Today we’d like to introduce you to Robert Panico.
Robert, please share your story with us. How did you get to where you are today?
I grew up in a household surrounded by music of every kind. From Mozart to Loreena McKennitt, to David Bowie, my parents would find me staring intently at the stereo, thumb in mouth, fascinated with every note and chord. By the time I was learning to speak, I could identify genres as I could letters of the alphabet, which I would later conclude as the beginnings of my synesthesia.
With my father as a pianist and my mother a writer and collector of all music, I learned the piano at age 7 and began writing my own melodies around the same time. The more I learned from the classical writings of old, the more I applied to my own musical self-expression.
However, I found myself pursuing filmmaking and editing in an obsessive way, leading me to numerous film schools and on-set adventures.
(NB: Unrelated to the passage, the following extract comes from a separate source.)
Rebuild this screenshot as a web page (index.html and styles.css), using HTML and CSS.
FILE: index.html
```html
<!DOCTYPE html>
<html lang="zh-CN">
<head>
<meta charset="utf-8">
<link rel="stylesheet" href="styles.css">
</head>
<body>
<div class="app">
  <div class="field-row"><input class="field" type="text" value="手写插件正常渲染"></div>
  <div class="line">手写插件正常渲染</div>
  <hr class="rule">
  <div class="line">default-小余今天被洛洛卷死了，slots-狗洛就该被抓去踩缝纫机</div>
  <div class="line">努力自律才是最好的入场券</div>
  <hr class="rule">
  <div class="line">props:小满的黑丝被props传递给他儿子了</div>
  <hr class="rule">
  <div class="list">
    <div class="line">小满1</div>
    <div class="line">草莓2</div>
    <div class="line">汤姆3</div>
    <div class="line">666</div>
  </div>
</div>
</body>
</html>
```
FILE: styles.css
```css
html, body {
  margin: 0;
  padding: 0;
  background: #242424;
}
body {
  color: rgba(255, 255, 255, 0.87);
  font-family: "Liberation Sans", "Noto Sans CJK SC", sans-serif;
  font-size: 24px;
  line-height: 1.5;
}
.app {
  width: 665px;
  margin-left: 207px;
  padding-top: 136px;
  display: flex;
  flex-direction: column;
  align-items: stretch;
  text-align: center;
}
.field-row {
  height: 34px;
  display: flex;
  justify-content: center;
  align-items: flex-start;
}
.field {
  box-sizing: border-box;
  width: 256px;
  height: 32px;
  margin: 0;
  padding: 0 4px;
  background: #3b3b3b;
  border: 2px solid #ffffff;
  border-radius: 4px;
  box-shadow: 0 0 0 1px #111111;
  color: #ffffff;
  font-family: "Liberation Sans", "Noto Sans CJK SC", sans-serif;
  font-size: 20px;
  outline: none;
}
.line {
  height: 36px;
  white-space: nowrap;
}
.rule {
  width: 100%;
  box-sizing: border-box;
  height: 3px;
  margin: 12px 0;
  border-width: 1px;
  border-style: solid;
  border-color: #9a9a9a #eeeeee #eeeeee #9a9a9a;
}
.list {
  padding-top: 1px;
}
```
But never once did music writing slow or stop during all of this work. In fact, music plays a crucial role in my editing, allowing me to find a lyrical flow in how scenes play out, both in fast-paced action and dialogue scenes (especially for the latter).
Now, I find myself producer/editor by day and composer/musician by night.
Great, so let’s dig a little deeper into the story – has it been an easy path overall and if not, what were the challenges you’ve had to overcome?
I’ve been very fortunate in that I’ve always had access to a keyboard somewhere and that I do have an audience who is genuinely interested in my work. Most of the struggles I have been through have been from the self.
The more you know, the more you study, then the more you see where your progress stands in the history of whatever craft you’re in… and that can be overwhelming! I have all-too-often encountered self-resistance in my own work where I will not finish a piece of music simply because I couldn’t find the right transition or arrangement. Most times, I have to switch off the critical part of my mind and just write from the inner voice. The voice singing the melodies in my mind is *still* coming from all that I have studied, but the crucial/academic side can overshadow it.
This is also exacerbated by dealing with anxiety most of my life. It can come in small or big waves, rationally or irrationally. But music has always been my solace, my sanctuary. Even during the harshest panic attack, performing or composing music soothes the soul unlike anything else in our world.
In this way, music is the best form of self-discovery, self-care, and communication. We tell stories with it, no matter how bumpy the road is in telling that story.
Please tell us about ScorpiusMusic – what should we know?
Besides occasionally scoring for webseries, short films, and independent features, I mostly write instrumental music freeform. In a way, I’m writing the film score to life – mine and others. I’ve found that the music I write tends to catch people off guard with its earnestness and they begin to attach their own stories and emotion to the music I’m writing. I’ve long suffered from anxiety and found that channeling that energy into music, I can heal myself. It’s incredibly therapeutic and my goal with music is to connect to people and also heal them of any emotional wounds they may be mending.
Is there a characteristic or quality that you feel is essential to success?
I believe there is no such thing as luck, only opportunity and how we reach for it.
But the best part about music is that is really is a reach into the infinite. There is an endless amount of voices to sing, stories to tell, and worlds to build through music. Every culture feels the need to express themselves musically and I find that bond breaks all time and barriers.